Out of all these examples what is Europe’s greatest success?
The greatest successes of Europe are equal rights for men and women and the Charter on Fundamental Rights, which is now anchored in the Treaty on the European Union. But also, as an islander, I still get a kick out of driving over borders on mainland Europe without having to show an ID, hiking in Germany and having a coffee on the other side of a stake in the ground in Austria or not being quite sure whether I am in France, Belgium or Luxembourg when on the N52. Free movement is a great success story, even if it is unfashionable at the moment.

clodagh hourigan3Europe has been a hot topic in Ireland on several occasions.
Irish people are used to talking about Europe as referenda on Treaty changes pop up regularly to shake up the debate. As a referendum campaign veteran, I can guarantee that there is nothing more dangerous than canvassing a late-night shopper during a European referendum campaign as they rush out of a supermarket with a laden trolley, whose plan A is to avoid engaging with you at all and whose plan B is to get your ankles with the above-mentioned vehicle should you succeed in making eye-contact. Almost every caddy stopped is a vote cast. The first obstacle to overcome is voter apathy! However, once engaged by listening carefully to people’s concerns first, it is possible to alleviate some of their scepticism, doubts, fears.

What makes communication about Europe so difficult?
In recent years, the achievements of the early years have been taken for granted and even filed away as irrelevant, while governments, our directly elected Members of Parliament and the other European Institutions get on with the difficult task of managing the interests of 500 million people, 28 nationalities and in 24 languages. Unfortunately, Member State governments have always found Brussels to be a convenient scapegoat for decisions which may be considered unpalatable by the home audience. If a policy is perceived to be removing or changing something, it is Europe’s fault but if it means giving something to the ‘troops’ back home then the Minister has fought hard and returns home with the prized trophy.

Clodagh and her mother

Clodagh and her mother

So Europe should work more on its communication strategy?
Pedalling negativity is easy. Europe is still loath to counteract untruths robustly, which leaves the path clear for the Eurosceptic mavericks to take the headlines. We should be reacting in a much more combative and systematic manner. Europe should move from a position of defence and self-justification to a more combative, positive stance when selling the good-news stories. However, there is a word of caution here – there is a fine line between confidence and arrogance, this is one mistake we cannot afford to make.
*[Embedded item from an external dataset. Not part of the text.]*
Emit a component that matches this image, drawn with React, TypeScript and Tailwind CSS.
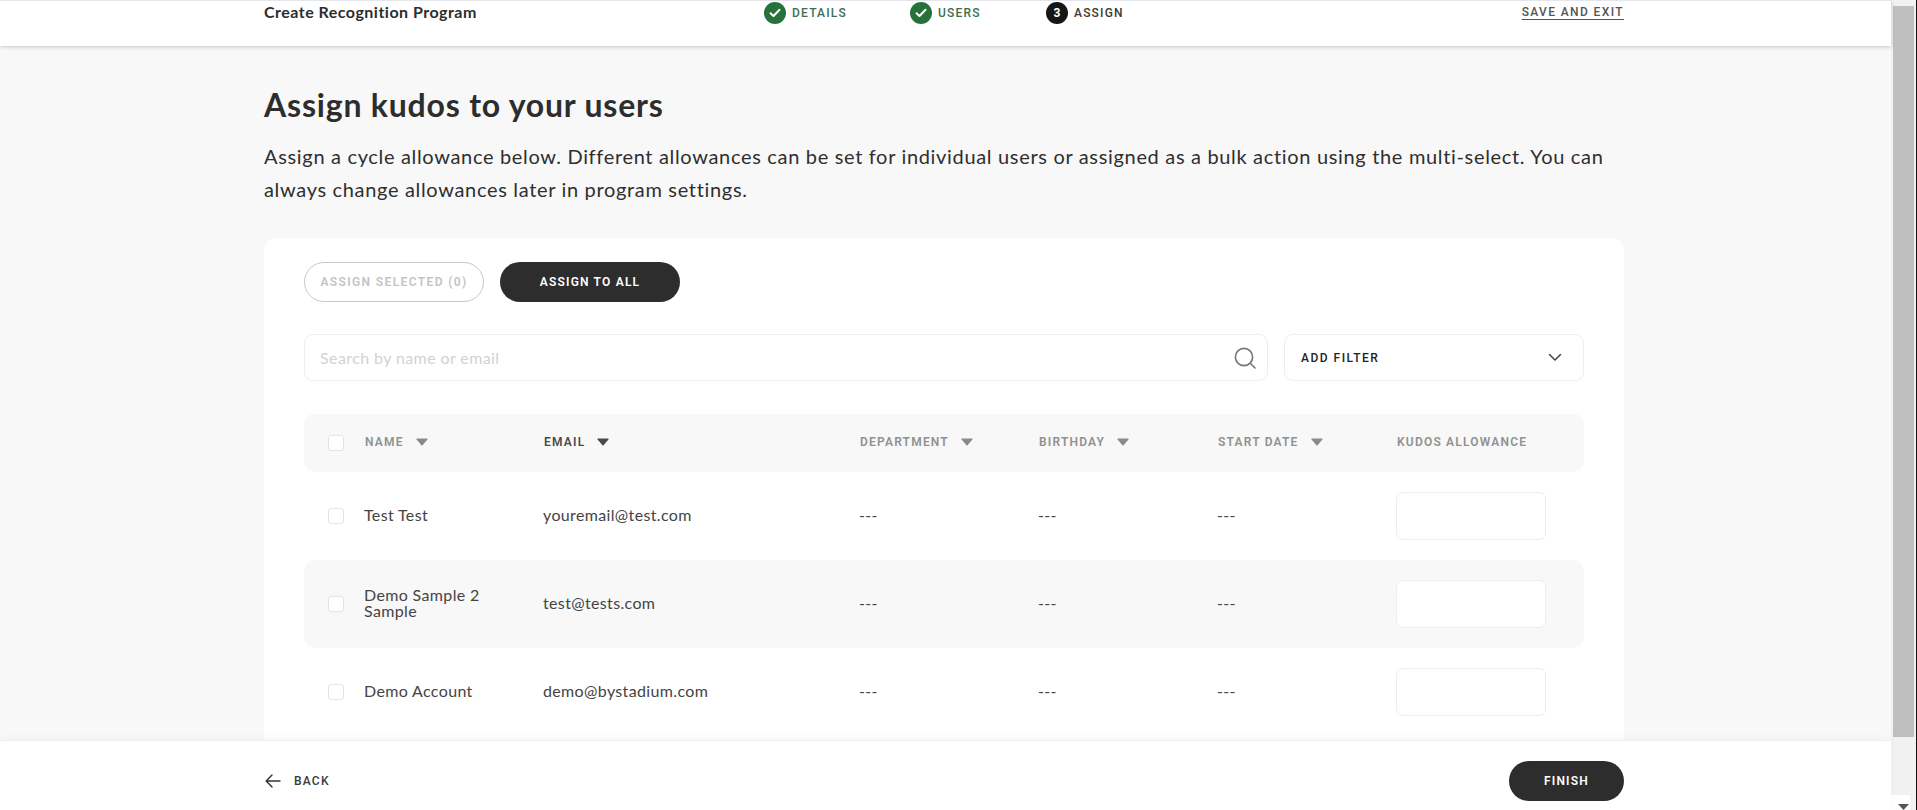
import React from "react";

const body = "font-['Lato','Noto_Sans',sans-serif]";
const caps = "font-['Roboto','Liberation_Sans',sans-serif] uppercase";

function SortArrow({ dark }: { dark?: boolean }) {
  return (
    <svg width="12" height="8" viewBox="0 0 12 8" className={dark ? "text-[#4a4a4a]" : "text-[#8a8a8a]"}>
      <path d="M1.2 0.5H10.8C11.5 0.5 11.8 1.2 11.4 1.8L9.9 3.2L6.6 7.2C6.3 7.6 5.7 7.6 5.4 7.2L2.1 3.2L0.6 1.8C0.2 1.2 0.5 0.5 1.2 0.5Z" fill="currentColor" />
    </svg>
  );
}

function Check() {
  return <div className="w-[16px] h-[16px] bg-white border border-[#e4e4e4] rounded-[3px]" />;
}

function Step({ label, n, w }: { label: string; n?: number; w: string }) {
  const done = n === undefined;
  return (
    <div className={`flex items-center gap-[6px] ${w}`}>
      <div className={`w-[22px] h-[22px] rounded-full flex items-center justify-center ${done ? "bg-[#28713c]" : "bg-[#161616]"}`}>
        {done ? (
          <svg width="12" height="10" viewBox="0 0 12 10" fill="none">
            <path d="M1.5 5.2L4.5 8L10.5 1.8" stroke="white" strokeWidth="2" strokeLinecap="round" strokeLinejoin="round" />
          </svg>
        ) : (
          <span className={`${caps} text-white text-[12px] font-bold`}>{n}</span>
        )}
      </div>
      <span className={`${caps} text-[12px] font-medium tracking-[0.1em] ${done ? "text-[#3f6e50]" : "text-[#3a3a3a]"}`}>{label}</span>
    </div>
  );
}

function Head({ label, arrow = true, dark }: { label: string; arrow?: boolean; dark?: boolean }) {
  return (
    <div className="flex items-center gap-[12px] pl-px pb-[2px]">
      <span className={`${caps} text-[12px] font-semibold tracking-[0.1em] ${dark ? "text-[#4a4a4a]" : "text-[#8f918f]"}`}>{label}</span>
      {arrow && <SortArrow dark={dark} />}
    </div>
  );
}

const cols = "grid grid-cols-[60px_179px_316px_179px_179px_179px_187px] items-center rounded-[10px]";

function Row({ name, email, shaded }: { name: string; email: string; shaded?: boolean }) {
  return (
    <div className={`${cols} h-[88px] ${shaded ? "bg-[#f8f8f8]" : ""} ${body} text-[16px] tracking-[0.022em] text-[#444444]`}>
      <div className="pl-[24px]"><Check /></div>
      <div className="leading-[16px] pr-[30px] pb-[2px]">{name}</div>
      <div className="pb-[2px]">{email}</div>
      <div className="pb-[2px]">---</div>
      <div className="pb-[2px]">---</div>
      <div className="pb-[2px]">---</div>
      <div><div className="w-[150px] h-[48px] bg-white border border-[#ededed] rounded-[7px]" /></div>
    </div>
  );
}

export default function App() {
  return (
    <div className={`relative flex h-[810px] w-full overflow-hidden bg-[#f1f1f1] ${body}`}>
      <div className="flex flex-col w-[1891px] h-full">
        <header className="relative z-10 h-[46px] shrink-0 bg-white border-t border-[#e3e7ec] shadow-[0_1px_4px_rgba(0,0,0,0.2)] pl-[264px] pr-[267px]">
          <div className="flex items-center h-[22px] mt-px">
            <div className="w-[500px] -mt-[2px] text-[16px] font-bold tracking-[0.03em] text-[#2d2d2d]">Create Recognition Program</div>
            <Step label="Details" w="w-[146px]" />
            <Step label="Users" w="w-[136px]" />
            <Step label="Assign" n={3} w="w-[120px]" />
            <a className={`${caps} ml-auto -mt-[2px] text-[12px] font-medium tracking-[0.115em] underline underline-offset-[3px] text-[#555555]`}>Save and exit</a>
          </div>
        </header>

        <main className="flex-1 min-h-0 overflow-hidden bg-[#f8f8f8] pl-[264px]">
          <div className="w-[1360px]">
            <h1 className="mt-[39px] h-[40px] leading-[40px] text-[32px] font-bold tracking-[0.025em] text-[#2d2d2d]">Assign kudos to your users</h1>
            <p className="mt-[15px] text-[20px] leading-[33px] tracking-[0.0335em] text-[#2f2f2f]">
              Assign a cycle allowance below. Different allowances can be set for individual users or assigned as a bulk action using the multi-select. You can always change allowances later in program settings.
            </p>
            <section className="mt-[32px] bg-white rounded-[12px] pt-[24px] px-[40px] h-[600px]">
              <div className="flex gap-[16px]">
                <button className={`${caps} w-[180px] h-[40px] rounded-full border border-[#c8c8c8] text-[#c4c4c4] text-[12px] font-semibold tracking-[0.115em]`}>Assign selected (0)</button>
                <button className={`${caps} w-[180px] h-[40px] rounded-full bg-[#2d2d2d] text-white text-[12px] font-semibold tracking-[0.1em]`}>Assign to all</button>
              </div>
              <div className="flex gap-[16px] mt-[32px]">
                <div className="flex items-center w-[964px] h-[47px] border border-[#eeeeee] rounded-[9px] pl-[15px] pr-[10px]">
                  <span className="flex-1 text-[16px] tracking-[0.025em] text-[#d2d2d2]">Search by name or email</span>
                  <svg width="24" height="24" viewBox="0 0 24 24" fill="none" stroke="#71767a" strokeWidth="1.6" strokeLinecap="round">
                    <circle cx="11" cy="11" r="8.6" />
                    <path d="M17.5 17.5L22 22" />
                  </svg>
                </div>
                <div className="flex items-center justify-between w-[300px] h-[47px] border border-[#eeeeee] rounded-[9px] pl-[16px] pr-[21px]">
                  <span className={`${caps} text-[12px] font-medium tracking-[0.125em] text-[#222222]`}>Add filter</span>
                  <svg width="14" height="9" viewBox="0 0 14 9" fill="none" stroke="#3e454b" strokeWidth="1.5" strokeLinecap="round" strokeLinejoin="round">
                    <path d="M1.5 1.5L7 7L12.5 1.5" />
                  </svg>
                </div>
              </div>
              <div className="mt-[33px]">
                <div className={`${cols} h-[58px] bg-[#f8f8f8]`}>
                  <div className="pl-[24px]"><Check /></div>
                  <Head label="Name" />
                  <Head label="Email" dark />
                  <Head label="Department" />
                  <Head label="Birthday" />
                  <Head label="Start date" />
                  <Head label="Kudos allowance" arrow={false} />
                </div>
                <Row name="Test Test" email="youremail@test.com" />
                <Row name="Demo Sample 2 Sample" email="test@tests.com" shaded />
                <Row name="Demo Account" email="demo@bystadium.com" />
              </div>
            </section>
          </div>
        </main>

        <footer className="relative z-10 h-[70px] shrink-0 bg-white border-t border-[#efefef] shadow-[0_-2px_8px_rgba(0,0,0,0.03)] pt-[10px] pl-[265px] pr-[267px] flex items-center justify-between">
          <div className="flex items-center gap-[13px]">
            <svg width="16" height="14" viewBox="0 0 16 14" fill="none" stroke="#333333" strokeWidth="1.4" strokeLinecap="round" strokeLinejoin="round">
              <path d="M7 1L1.2 7L7 13M1.2 7H15" />
            </svg>
            <span className={`${caps} text-[12px] font-medium tracking-[0.1em] text-[#3a3a3a]`}>Back</span>
          </div>
          <button className={`${caps} w-[115px] h-[40px] rounded-full bg-[#2d2d2d] text-white text-[12px] font-semibold tracking-[0.1em]`}>Finish</button>
        </footer>
      </div>

      <div className="w-[25px] h-full pt-[6px] pl-[2px]">
        <div className="w-[21px] h-[731px] bg-[#bfbfbf]" />
      </div>
      <div className="w-px h-full bg-[#111111]" />

      <div className="absolute left-[1840px] top-[793px] w-[72px] h-[30px] bg-white border-[2px] border-[#f1f1f1]" />
      <div className="absolute left-[1850px] top-[808px] w-[6px] h-[2px] bg-[#e6e6e6]" />
      <svg className="absolute left-[1898px] top-[804px]" width="11" height="6" viewBox="0 0 11 6">
        <path d="M0 0H11L5.5 6Z" fill="#555555" />
      </svg>
    </div>
  );
}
Living in Brussels, when do you feel Irish?
When I talk about our sense of humour, I am a Dubliner because there is something unique, irrepressible, quick-witted and downright cheeky about Dublin humour, which is part of who I am. When I talk about craic [fun, amusement, entertaining company or conversation], I feel Irish because whether times are good or bad, Irish people always find time to empathise and tell a good story even – or maybe especially – when it is at one’s own expense.

Do you get your daily portion of laughs, working at the EU?
Working in a multicultural environment there are many funny moments. How do you greet somebody? Do you shake hands or faire la bise [to kiss each other on the cheek] –and if so, how many times? At the dinner table, do you use a side-plate or do you break bread and put it on the table? The list is endless.

Equal rights, Mobility, Peace. Europe is our future. It’s up to all of us!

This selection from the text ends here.